> **Input records**:
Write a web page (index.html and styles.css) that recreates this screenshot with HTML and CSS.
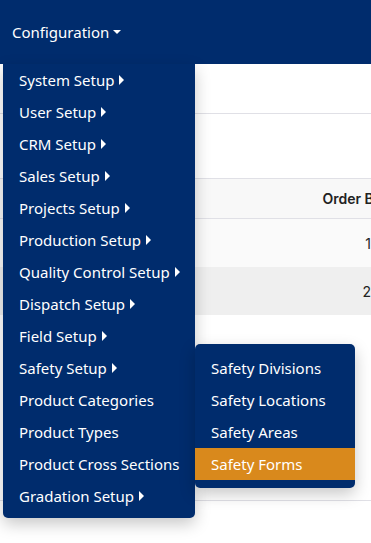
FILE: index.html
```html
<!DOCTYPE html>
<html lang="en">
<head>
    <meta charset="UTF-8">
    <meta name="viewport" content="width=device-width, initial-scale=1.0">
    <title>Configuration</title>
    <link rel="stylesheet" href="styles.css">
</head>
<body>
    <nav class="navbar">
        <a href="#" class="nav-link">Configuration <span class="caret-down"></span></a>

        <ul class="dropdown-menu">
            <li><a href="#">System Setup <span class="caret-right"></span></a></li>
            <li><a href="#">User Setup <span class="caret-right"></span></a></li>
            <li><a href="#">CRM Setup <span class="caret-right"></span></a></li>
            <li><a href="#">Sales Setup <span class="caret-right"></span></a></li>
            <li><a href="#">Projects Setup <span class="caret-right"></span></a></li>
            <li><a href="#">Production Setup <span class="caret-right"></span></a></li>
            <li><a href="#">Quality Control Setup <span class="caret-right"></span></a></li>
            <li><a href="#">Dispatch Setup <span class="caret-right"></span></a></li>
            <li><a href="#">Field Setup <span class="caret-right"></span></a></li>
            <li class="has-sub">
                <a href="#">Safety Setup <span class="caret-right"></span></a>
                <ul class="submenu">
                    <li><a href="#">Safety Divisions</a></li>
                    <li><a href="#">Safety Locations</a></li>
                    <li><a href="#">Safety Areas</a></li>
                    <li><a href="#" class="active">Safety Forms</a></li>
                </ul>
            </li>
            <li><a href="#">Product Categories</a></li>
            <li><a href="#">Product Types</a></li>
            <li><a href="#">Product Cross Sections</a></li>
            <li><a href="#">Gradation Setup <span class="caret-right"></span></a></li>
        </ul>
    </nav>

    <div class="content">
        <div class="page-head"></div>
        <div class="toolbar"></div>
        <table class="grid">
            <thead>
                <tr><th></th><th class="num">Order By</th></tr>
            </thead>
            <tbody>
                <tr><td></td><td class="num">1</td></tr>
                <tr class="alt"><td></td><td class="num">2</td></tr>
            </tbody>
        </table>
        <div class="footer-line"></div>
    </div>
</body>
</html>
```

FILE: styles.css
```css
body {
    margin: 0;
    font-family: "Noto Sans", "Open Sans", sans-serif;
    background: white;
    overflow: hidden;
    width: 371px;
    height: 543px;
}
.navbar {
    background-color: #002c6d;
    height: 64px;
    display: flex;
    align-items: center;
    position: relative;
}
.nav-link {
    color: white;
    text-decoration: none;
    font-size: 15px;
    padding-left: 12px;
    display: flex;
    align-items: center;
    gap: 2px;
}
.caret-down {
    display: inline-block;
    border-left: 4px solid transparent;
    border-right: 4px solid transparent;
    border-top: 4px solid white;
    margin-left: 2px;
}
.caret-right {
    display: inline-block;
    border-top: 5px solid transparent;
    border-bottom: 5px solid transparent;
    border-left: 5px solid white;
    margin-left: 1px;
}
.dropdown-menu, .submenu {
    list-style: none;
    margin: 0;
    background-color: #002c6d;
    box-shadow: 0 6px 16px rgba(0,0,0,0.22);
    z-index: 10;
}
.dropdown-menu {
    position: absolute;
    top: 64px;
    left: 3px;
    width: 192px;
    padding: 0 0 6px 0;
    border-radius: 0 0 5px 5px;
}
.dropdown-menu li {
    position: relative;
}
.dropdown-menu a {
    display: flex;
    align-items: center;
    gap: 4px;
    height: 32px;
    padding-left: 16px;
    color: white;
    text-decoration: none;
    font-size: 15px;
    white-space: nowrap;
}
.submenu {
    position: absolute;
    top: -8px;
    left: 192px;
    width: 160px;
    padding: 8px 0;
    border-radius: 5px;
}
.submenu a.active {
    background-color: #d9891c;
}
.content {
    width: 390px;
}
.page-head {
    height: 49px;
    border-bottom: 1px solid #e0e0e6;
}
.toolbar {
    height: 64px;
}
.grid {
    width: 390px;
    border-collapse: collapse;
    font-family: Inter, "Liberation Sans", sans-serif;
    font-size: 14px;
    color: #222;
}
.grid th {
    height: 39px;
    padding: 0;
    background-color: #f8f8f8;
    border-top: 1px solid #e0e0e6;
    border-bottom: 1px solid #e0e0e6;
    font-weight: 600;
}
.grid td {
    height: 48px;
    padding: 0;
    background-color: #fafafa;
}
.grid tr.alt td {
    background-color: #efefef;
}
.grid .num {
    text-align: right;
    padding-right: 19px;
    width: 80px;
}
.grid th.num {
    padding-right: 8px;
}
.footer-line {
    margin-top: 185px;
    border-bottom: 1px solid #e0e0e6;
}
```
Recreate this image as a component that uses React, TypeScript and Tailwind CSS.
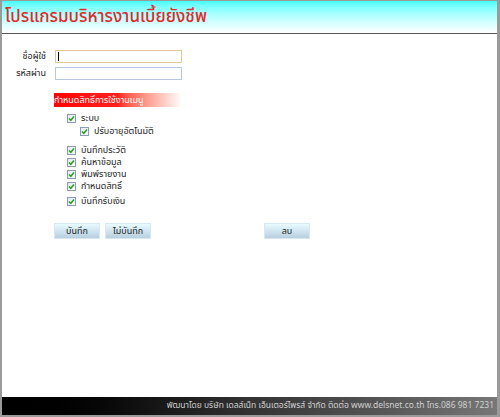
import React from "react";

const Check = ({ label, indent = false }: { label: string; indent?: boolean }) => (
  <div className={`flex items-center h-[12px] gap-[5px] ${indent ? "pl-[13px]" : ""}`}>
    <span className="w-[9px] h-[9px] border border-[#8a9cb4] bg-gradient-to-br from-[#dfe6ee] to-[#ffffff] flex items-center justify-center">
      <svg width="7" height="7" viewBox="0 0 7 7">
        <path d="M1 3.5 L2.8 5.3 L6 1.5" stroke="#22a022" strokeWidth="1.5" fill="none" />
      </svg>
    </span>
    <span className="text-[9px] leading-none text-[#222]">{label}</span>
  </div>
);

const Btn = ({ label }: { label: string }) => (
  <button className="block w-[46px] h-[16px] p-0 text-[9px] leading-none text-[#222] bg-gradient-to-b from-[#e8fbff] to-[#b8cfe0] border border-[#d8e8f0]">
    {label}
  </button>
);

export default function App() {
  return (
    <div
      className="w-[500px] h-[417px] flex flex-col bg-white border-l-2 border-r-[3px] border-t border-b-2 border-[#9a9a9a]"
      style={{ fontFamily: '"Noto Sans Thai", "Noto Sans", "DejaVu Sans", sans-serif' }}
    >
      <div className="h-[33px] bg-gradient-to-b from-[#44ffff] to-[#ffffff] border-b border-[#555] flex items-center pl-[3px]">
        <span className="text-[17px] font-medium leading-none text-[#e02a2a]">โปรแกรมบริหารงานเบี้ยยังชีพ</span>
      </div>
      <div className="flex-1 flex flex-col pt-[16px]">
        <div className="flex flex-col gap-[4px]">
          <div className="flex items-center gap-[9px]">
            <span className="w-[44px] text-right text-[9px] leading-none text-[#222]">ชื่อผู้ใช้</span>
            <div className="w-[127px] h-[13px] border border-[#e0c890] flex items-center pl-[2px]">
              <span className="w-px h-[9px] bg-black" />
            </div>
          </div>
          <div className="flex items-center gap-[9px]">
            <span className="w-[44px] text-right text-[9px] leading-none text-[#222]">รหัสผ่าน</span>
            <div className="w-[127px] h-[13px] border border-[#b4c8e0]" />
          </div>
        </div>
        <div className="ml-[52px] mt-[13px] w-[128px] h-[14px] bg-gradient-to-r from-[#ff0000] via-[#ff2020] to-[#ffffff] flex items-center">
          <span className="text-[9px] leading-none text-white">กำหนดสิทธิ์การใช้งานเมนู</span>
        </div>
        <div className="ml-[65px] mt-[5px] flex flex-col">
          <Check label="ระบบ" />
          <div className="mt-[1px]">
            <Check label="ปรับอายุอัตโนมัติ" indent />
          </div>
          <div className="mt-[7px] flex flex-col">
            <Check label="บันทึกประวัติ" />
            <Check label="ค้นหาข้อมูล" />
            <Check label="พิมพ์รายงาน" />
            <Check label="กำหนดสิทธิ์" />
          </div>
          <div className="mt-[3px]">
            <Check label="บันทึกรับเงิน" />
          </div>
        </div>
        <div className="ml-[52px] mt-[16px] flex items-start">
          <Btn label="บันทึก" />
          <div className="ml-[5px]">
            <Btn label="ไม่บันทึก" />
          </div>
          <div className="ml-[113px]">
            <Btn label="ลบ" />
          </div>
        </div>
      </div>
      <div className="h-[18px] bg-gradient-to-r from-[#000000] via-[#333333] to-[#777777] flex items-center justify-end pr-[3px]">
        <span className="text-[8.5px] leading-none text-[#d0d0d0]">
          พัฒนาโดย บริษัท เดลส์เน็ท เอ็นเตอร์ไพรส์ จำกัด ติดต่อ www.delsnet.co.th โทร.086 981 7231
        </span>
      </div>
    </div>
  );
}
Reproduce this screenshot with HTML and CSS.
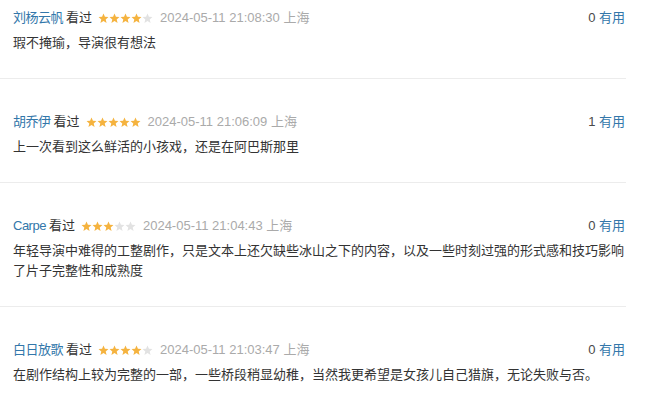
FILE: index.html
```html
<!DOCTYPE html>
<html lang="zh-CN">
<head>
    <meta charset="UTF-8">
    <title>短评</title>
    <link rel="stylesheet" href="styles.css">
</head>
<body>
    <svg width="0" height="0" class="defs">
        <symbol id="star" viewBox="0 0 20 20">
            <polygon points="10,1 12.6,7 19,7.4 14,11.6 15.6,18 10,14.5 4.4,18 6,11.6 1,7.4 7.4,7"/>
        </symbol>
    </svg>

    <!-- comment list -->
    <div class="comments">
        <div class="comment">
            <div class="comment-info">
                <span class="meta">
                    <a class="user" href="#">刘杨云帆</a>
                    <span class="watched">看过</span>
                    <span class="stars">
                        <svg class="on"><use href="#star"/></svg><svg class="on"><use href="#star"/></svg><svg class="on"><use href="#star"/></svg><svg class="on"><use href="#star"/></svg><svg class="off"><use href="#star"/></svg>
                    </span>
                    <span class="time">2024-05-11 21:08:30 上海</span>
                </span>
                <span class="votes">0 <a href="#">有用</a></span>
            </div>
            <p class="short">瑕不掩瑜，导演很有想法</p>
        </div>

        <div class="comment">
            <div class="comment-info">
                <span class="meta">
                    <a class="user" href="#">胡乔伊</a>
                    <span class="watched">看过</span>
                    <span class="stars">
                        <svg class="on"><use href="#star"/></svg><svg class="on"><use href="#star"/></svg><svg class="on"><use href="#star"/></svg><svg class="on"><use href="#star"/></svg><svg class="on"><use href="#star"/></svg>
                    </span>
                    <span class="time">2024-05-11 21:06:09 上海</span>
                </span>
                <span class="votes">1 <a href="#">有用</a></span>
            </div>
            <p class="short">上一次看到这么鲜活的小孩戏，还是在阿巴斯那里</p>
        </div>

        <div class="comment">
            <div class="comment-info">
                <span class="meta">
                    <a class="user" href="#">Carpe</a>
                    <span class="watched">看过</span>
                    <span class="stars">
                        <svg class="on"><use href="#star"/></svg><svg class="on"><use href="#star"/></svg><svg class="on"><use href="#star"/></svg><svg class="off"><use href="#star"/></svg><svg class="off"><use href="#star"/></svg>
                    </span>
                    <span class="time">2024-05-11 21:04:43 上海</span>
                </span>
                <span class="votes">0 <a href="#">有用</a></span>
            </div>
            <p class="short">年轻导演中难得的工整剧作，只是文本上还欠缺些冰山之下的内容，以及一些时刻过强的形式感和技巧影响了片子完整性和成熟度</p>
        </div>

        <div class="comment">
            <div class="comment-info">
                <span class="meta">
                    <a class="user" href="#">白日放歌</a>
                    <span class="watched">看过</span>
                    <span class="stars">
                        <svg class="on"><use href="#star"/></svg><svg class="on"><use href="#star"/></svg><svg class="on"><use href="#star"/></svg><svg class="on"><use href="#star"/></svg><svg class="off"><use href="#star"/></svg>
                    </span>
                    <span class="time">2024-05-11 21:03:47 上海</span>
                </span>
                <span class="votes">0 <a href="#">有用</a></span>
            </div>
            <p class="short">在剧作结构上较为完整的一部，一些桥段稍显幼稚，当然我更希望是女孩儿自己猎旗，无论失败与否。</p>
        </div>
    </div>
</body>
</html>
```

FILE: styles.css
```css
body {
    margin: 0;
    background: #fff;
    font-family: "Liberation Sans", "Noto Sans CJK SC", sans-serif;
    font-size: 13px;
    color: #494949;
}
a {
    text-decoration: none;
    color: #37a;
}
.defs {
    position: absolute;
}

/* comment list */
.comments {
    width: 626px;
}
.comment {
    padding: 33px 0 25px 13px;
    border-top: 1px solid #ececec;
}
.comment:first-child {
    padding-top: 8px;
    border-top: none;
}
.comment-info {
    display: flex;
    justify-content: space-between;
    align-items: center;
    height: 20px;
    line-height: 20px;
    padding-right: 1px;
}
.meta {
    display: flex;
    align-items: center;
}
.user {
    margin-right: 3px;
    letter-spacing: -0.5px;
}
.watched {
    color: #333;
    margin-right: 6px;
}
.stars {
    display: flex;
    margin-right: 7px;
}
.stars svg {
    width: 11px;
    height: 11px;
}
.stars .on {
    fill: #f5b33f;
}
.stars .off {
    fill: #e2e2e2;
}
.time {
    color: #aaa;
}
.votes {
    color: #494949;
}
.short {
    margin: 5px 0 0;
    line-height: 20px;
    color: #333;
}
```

> **The problem**: Write out the lines beginning with the one that contains "Recreate this image" and ending with the one that contains "import React from", exactly as given. Leave pictures out.

> **Finished exercise**:
Recreate this image as a component that uses React, TypeScript and Tailwind CSS.
import React from "react";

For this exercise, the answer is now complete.